## Task prompt
Print the listing from its top line through the line containing "FaUsers, FaCog, FaPalette", nothing more, and leave out the pictures.

## Available data
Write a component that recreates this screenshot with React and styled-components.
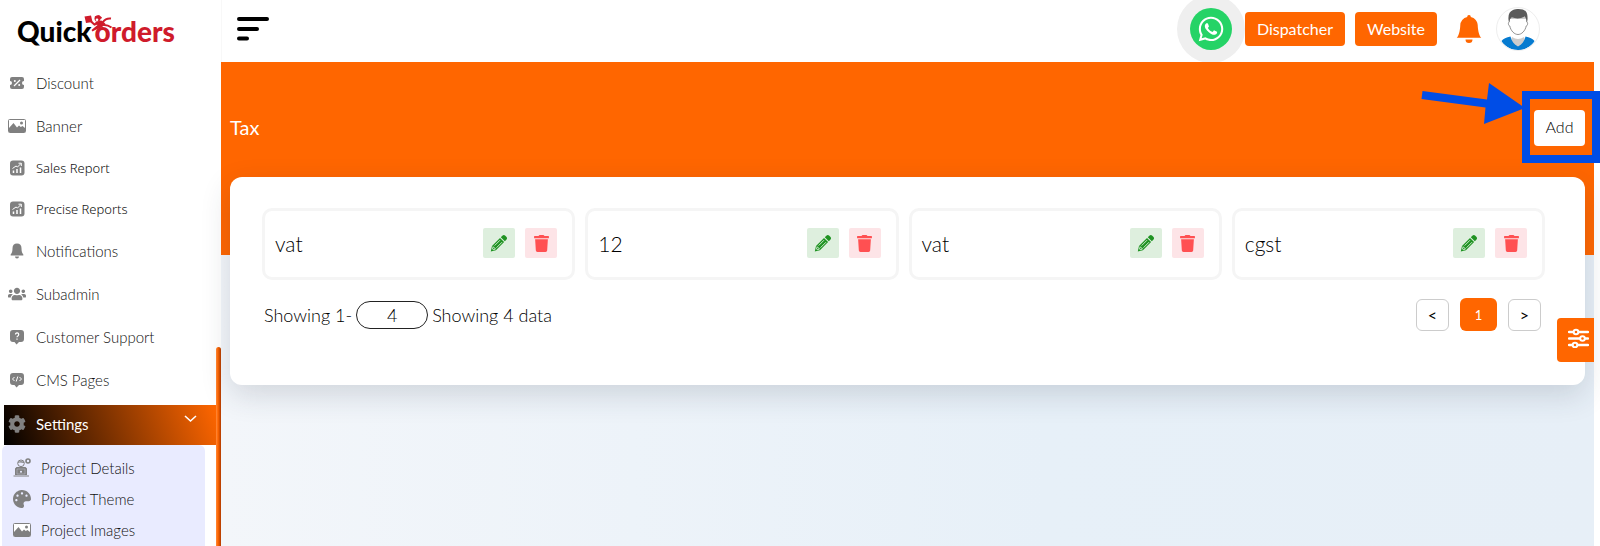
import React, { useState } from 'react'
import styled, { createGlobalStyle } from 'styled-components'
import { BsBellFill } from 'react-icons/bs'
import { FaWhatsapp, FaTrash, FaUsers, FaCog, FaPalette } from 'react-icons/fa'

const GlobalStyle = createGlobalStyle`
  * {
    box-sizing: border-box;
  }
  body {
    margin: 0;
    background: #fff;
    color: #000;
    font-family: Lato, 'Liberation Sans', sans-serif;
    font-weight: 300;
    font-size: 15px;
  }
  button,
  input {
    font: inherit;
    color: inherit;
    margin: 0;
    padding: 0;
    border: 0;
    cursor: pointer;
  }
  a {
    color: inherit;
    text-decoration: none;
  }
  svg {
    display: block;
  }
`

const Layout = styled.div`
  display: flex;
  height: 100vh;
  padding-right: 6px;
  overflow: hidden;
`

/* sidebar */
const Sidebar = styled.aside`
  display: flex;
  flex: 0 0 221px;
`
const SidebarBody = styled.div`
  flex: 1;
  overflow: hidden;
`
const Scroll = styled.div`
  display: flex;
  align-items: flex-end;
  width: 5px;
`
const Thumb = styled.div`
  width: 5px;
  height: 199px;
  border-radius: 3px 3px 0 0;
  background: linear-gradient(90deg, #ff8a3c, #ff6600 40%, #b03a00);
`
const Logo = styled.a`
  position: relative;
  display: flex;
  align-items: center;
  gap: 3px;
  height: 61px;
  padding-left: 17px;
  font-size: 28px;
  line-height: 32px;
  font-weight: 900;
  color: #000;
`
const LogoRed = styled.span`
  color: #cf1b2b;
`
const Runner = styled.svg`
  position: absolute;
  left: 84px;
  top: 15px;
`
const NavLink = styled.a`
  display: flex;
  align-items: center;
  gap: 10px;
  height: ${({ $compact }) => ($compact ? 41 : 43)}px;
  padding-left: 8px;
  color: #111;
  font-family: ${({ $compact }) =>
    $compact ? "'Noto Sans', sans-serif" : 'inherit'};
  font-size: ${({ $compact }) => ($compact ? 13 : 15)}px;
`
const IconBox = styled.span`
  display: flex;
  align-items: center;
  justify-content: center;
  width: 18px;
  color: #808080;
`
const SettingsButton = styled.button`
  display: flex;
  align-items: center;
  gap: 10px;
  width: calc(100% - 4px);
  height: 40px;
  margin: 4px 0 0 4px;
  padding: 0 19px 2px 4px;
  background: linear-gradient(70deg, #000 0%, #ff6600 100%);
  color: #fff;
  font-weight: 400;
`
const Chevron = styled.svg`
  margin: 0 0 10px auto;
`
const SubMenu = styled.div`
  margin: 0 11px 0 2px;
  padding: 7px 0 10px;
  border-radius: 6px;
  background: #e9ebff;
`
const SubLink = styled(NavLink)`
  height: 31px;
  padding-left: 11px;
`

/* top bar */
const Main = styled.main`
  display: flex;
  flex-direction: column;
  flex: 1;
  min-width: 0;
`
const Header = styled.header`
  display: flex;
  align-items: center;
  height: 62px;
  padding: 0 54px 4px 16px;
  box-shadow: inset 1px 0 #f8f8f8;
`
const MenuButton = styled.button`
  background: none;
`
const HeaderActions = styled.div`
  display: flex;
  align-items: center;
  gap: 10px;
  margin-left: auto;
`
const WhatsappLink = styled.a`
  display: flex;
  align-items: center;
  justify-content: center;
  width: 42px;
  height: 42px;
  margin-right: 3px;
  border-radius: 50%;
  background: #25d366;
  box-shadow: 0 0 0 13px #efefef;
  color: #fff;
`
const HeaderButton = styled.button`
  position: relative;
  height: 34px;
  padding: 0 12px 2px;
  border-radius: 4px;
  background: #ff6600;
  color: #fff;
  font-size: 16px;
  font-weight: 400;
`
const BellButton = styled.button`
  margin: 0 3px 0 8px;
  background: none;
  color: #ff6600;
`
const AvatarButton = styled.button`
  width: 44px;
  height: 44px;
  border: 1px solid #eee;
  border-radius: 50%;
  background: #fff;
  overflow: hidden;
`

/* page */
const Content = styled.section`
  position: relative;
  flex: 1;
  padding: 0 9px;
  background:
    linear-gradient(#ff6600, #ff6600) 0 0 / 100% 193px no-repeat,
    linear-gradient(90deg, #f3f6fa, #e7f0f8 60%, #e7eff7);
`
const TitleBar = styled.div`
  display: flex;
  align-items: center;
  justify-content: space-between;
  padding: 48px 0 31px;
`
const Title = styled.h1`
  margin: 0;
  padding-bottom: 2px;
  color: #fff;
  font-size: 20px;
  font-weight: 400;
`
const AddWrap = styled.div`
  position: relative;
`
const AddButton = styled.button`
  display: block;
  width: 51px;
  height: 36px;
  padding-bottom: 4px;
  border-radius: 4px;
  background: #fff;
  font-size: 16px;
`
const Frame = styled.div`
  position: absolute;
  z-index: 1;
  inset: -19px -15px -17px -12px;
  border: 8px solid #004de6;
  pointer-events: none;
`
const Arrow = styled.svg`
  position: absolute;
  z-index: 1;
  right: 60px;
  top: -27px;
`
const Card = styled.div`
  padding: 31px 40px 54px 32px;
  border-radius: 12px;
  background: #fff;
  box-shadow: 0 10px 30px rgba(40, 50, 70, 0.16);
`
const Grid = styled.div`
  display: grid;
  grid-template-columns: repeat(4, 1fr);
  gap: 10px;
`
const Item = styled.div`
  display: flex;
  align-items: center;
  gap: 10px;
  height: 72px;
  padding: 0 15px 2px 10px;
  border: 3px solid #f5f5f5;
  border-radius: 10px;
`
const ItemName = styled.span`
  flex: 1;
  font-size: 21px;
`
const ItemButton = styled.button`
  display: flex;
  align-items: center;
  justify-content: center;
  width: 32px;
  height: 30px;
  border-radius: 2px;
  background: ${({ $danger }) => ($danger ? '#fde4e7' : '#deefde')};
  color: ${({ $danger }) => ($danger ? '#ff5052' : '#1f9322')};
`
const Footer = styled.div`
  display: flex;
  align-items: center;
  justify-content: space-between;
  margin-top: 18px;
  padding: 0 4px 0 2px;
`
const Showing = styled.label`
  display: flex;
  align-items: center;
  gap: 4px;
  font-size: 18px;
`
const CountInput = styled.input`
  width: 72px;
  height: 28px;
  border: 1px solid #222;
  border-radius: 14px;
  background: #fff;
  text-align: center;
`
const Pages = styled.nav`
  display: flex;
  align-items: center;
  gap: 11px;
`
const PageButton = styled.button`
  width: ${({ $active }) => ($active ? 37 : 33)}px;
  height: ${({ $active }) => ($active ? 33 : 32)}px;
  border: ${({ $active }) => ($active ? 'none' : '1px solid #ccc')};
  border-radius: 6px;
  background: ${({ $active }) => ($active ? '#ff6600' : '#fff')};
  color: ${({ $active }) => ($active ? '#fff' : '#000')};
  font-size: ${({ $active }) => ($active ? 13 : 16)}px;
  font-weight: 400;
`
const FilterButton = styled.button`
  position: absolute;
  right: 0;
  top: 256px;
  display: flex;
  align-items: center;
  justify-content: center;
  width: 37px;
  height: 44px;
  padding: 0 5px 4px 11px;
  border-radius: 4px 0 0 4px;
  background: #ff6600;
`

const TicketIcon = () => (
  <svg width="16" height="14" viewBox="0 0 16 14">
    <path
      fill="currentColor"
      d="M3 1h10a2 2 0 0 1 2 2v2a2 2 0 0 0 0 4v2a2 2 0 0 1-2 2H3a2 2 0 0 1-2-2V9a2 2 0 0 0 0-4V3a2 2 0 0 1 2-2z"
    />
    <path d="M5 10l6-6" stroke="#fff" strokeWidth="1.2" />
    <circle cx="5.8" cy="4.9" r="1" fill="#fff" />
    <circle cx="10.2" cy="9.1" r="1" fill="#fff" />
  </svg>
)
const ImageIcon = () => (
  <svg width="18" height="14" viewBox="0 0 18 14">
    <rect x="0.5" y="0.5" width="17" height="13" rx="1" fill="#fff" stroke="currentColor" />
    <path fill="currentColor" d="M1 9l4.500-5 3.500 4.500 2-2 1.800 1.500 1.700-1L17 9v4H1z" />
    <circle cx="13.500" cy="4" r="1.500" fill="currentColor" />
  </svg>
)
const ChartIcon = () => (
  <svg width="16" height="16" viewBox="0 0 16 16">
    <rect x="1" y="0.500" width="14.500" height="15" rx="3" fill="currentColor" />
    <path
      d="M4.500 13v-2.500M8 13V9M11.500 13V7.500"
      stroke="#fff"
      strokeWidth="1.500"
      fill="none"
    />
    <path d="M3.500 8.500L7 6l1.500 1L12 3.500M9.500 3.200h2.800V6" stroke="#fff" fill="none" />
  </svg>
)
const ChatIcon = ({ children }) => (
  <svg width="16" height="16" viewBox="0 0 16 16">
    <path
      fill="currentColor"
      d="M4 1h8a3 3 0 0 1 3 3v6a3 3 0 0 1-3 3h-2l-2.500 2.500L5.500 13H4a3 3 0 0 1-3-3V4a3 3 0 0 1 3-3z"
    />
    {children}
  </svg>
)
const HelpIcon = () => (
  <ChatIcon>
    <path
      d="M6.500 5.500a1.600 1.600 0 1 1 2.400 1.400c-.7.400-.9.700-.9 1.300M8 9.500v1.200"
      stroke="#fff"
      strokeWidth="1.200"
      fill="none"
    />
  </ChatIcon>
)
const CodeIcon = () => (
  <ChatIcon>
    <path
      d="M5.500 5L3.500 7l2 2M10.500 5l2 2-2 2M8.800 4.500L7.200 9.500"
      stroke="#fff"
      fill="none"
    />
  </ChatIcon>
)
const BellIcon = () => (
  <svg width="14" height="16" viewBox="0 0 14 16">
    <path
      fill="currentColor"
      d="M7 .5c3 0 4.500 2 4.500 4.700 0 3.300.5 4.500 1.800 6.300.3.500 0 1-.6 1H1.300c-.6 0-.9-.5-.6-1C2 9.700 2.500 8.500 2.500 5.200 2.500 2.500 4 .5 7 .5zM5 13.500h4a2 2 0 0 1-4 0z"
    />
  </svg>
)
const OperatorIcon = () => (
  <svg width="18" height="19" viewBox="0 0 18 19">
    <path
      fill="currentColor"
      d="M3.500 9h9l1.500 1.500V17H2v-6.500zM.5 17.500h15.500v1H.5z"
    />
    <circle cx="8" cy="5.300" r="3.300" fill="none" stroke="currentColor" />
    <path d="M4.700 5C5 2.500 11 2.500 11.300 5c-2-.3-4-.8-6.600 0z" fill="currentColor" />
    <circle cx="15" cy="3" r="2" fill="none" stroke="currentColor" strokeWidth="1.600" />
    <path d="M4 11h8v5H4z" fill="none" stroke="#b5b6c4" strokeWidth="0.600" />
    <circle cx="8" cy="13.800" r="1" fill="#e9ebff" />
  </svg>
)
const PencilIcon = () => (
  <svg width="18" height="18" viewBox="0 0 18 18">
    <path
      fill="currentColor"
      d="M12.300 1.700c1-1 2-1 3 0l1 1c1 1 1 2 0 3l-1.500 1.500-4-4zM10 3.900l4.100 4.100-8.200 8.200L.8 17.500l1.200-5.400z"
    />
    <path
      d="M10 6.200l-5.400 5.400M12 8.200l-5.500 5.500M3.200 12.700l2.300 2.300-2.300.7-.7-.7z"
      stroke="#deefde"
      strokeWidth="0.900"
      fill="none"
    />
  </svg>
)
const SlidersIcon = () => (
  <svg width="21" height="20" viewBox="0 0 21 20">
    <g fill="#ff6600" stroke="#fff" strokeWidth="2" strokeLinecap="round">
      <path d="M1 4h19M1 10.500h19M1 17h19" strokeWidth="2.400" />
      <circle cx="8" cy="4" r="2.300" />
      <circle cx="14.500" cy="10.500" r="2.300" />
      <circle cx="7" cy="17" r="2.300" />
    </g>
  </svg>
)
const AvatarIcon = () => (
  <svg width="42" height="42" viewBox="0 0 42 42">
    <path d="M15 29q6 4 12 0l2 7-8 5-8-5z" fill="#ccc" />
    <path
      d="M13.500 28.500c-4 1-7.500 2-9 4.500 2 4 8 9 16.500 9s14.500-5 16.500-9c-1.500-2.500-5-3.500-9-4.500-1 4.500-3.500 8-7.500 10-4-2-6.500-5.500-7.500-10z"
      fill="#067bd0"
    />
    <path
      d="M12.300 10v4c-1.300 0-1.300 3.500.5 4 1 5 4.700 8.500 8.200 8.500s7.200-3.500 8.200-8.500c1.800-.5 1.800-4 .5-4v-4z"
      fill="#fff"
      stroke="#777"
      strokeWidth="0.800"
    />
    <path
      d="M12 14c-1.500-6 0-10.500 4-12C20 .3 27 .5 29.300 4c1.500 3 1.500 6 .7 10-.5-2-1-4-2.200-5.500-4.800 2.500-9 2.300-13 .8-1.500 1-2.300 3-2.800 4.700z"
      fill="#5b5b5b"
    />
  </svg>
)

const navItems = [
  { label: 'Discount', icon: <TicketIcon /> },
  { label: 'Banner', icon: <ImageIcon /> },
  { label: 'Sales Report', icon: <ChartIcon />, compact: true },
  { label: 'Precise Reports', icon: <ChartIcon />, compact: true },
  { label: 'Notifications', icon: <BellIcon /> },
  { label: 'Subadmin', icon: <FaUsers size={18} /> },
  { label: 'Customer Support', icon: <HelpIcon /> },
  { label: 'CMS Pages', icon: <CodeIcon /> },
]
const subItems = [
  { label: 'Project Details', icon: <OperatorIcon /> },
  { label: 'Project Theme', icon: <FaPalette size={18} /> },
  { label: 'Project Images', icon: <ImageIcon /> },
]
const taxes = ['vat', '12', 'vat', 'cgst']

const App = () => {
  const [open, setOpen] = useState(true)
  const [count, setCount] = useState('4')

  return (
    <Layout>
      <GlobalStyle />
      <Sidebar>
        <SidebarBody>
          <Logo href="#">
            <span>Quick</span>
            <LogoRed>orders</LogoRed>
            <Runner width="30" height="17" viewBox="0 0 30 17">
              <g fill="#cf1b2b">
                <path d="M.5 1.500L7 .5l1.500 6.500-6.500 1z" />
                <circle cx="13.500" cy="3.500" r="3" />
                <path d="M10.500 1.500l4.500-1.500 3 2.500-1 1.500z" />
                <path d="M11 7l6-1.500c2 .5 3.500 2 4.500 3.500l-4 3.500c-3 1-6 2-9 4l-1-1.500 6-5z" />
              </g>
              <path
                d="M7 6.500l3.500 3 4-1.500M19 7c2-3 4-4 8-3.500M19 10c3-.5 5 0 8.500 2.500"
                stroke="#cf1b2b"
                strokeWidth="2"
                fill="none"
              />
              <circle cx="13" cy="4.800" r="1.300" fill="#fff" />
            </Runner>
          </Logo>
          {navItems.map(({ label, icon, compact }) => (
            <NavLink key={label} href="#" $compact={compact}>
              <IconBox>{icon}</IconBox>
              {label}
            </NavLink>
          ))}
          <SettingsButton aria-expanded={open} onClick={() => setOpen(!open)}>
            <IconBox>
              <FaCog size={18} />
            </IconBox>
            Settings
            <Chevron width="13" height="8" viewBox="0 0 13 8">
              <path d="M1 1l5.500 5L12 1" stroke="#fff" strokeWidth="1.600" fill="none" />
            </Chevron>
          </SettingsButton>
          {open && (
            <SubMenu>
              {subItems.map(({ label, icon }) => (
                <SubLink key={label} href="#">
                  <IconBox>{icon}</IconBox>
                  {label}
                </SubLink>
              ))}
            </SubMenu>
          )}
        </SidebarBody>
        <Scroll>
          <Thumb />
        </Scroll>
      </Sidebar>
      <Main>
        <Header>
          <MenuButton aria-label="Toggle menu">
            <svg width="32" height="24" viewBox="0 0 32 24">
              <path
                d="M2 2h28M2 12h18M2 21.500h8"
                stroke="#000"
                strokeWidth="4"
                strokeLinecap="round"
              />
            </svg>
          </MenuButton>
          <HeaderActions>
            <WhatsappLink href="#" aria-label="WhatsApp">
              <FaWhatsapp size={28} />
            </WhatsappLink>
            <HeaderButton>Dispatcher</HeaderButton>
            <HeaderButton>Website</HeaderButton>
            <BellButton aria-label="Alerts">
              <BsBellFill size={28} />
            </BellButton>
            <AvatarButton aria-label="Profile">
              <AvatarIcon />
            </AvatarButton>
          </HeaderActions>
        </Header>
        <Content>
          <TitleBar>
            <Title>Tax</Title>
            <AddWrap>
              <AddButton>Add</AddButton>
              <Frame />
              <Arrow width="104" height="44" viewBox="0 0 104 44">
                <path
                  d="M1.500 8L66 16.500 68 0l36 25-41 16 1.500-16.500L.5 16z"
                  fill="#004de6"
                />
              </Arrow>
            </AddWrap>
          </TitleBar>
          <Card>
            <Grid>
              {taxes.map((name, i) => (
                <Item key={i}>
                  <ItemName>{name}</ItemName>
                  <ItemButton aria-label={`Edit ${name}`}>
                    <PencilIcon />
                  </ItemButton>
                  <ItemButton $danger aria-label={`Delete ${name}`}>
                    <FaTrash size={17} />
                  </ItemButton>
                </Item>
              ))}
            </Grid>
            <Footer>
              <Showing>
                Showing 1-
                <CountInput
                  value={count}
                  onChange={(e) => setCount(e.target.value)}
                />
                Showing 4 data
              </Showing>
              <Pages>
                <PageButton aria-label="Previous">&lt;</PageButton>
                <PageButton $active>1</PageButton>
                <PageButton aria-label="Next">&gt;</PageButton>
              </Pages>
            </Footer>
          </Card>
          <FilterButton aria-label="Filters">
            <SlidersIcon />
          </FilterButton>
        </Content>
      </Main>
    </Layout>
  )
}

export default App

## Reply
Write a component that recreates this screenshot with React and styled-components.
import React, { useState } from 'react'
import styled, { createGlobalStyle } from 'styled-components'
import { BsBellFill } from 'react-icons/bs'
import { FaWhatsapp, FaTrash, FaUsers, FaCog, FaPalette } from 'react-icons/fa'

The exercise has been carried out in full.